### [EXERCISE DETAILS]
Count every line in the entries that contains "screenshot". Report that count alone.

### [RECORDS FOR THIS EXERCISE]
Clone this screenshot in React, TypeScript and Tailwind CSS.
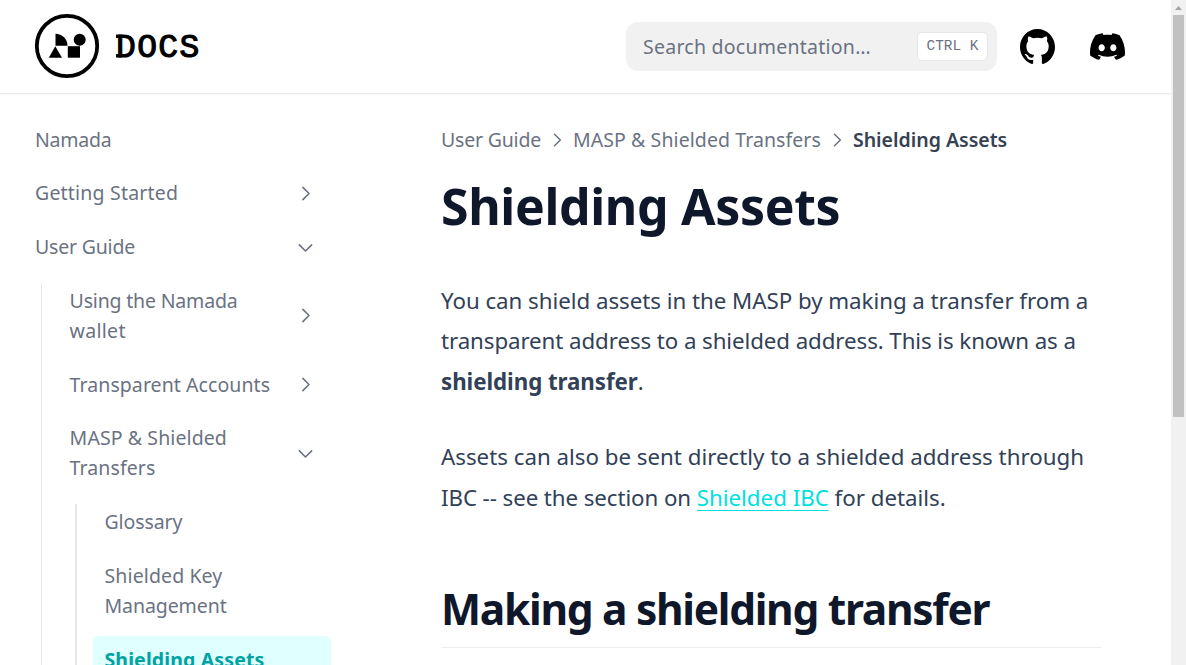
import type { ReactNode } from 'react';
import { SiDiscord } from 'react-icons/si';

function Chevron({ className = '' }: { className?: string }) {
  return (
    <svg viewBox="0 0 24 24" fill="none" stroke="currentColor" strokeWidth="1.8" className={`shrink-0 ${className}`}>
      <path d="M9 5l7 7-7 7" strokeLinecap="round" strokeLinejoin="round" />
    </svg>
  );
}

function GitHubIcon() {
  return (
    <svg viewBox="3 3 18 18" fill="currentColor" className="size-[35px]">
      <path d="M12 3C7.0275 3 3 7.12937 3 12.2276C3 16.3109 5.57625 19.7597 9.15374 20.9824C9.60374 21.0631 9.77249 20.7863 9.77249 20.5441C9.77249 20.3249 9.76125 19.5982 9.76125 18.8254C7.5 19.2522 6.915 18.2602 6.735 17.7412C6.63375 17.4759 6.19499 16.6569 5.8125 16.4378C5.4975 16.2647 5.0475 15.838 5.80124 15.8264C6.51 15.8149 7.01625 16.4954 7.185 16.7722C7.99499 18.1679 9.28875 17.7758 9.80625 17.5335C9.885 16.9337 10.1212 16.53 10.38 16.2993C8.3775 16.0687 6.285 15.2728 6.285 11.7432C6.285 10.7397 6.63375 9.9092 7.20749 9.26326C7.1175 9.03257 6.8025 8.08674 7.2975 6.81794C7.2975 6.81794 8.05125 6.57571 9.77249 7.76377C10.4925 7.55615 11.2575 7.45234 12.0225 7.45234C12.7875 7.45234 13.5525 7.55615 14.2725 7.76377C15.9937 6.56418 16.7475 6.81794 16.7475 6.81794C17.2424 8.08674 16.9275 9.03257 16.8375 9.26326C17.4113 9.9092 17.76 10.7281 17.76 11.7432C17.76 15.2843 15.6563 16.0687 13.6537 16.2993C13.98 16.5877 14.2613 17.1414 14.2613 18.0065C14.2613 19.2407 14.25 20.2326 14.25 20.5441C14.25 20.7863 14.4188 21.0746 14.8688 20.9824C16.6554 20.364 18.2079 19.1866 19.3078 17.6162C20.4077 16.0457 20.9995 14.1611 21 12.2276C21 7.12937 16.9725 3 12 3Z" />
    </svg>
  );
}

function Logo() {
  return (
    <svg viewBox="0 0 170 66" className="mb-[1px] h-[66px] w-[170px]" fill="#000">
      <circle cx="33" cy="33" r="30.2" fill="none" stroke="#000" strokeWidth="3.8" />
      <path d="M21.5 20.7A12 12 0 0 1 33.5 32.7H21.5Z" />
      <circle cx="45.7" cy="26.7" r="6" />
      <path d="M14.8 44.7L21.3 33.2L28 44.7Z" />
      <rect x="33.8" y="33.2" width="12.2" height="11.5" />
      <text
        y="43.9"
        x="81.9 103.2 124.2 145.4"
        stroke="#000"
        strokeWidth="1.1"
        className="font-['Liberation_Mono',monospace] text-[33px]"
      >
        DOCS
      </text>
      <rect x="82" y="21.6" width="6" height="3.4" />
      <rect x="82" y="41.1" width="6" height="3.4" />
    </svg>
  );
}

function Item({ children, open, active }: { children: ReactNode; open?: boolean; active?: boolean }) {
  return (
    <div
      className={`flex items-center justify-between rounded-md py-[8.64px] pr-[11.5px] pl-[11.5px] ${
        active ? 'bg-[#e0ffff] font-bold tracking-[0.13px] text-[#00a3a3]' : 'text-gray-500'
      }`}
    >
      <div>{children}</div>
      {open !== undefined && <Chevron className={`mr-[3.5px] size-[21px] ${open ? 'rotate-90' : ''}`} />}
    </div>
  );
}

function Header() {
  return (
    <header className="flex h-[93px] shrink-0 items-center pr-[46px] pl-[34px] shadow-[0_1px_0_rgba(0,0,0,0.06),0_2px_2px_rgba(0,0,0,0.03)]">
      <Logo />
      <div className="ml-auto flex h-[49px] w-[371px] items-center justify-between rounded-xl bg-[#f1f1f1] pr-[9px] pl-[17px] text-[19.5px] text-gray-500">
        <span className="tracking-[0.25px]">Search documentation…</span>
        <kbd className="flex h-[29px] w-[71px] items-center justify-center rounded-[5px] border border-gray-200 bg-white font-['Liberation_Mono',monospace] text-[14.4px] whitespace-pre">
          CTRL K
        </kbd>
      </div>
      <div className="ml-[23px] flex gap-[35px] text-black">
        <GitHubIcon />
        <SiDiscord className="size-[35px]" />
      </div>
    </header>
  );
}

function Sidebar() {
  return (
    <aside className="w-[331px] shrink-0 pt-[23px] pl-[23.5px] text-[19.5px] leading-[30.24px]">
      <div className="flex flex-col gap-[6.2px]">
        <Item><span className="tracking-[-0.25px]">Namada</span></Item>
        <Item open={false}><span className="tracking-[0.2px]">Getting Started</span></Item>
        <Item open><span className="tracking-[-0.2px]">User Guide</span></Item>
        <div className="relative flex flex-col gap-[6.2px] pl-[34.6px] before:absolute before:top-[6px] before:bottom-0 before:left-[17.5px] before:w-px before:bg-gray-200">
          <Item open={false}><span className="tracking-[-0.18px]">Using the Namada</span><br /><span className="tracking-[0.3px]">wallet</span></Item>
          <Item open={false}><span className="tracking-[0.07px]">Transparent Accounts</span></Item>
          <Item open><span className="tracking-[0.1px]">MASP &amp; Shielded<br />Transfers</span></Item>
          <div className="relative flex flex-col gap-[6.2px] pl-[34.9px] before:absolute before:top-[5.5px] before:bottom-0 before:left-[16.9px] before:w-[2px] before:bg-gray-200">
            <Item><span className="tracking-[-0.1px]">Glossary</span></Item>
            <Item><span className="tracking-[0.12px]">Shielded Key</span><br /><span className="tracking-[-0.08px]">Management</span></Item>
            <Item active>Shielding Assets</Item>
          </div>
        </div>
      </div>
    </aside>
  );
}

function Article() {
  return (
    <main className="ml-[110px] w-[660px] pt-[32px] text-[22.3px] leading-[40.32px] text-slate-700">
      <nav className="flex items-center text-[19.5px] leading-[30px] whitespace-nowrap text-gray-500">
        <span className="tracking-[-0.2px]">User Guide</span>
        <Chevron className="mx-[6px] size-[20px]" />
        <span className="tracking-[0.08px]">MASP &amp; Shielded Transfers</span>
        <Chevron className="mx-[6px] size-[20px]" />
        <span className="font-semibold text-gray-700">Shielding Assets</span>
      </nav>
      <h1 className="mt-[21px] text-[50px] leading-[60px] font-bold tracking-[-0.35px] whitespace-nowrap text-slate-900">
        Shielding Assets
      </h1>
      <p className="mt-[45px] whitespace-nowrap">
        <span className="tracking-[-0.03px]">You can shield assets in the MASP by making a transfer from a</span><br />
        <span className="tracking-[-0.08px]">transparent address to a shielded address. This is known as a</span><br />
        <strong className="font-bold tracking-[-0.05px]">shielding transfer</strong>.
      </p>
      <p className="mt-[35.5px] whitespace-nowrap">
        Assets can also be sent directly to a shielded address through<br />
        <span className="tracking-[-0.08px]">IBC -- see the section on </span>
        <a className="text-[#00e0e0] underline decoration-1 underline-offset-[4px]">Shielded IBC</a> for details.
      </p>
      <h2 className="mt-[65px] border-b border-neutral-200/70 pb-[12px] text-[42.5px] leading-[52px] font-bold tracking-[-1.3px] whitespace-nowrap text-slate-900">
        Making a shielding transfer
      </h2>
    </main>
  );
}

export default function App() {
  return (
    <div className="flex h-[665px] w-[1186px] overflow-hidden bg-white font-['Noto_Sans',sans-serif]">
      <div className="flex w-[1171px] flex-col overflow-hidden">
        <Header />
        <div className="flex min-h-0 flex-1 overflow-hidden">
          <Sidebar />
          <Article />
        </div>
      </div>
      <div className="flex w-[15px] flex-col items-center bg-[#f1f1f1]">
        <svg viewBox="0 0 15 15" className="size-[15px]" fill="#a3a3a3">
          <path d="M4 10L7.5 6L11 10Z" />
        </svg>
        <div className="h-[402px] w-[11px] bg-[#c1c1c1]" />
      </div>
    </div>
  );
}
==
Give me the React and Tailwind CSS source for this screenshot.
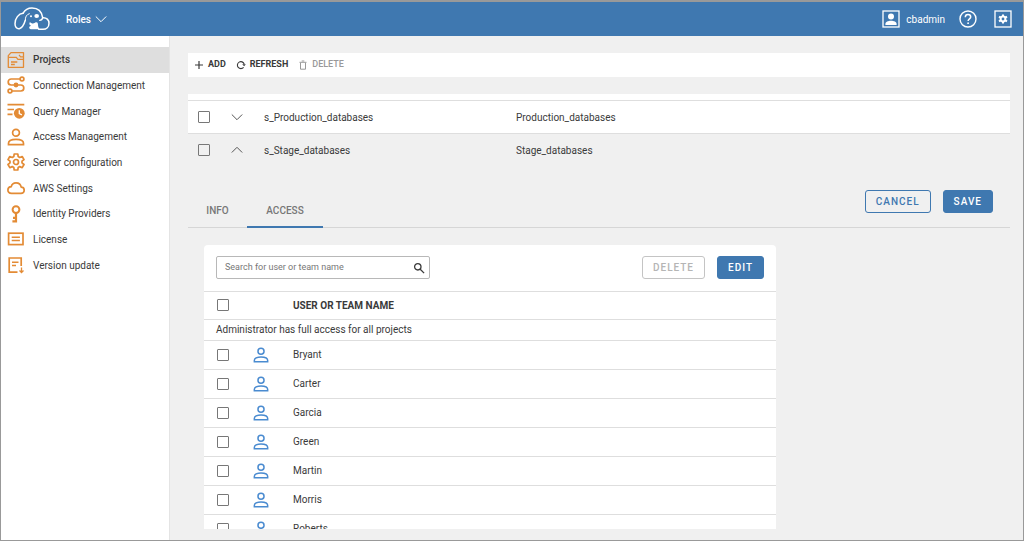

### [RESPONSE]
2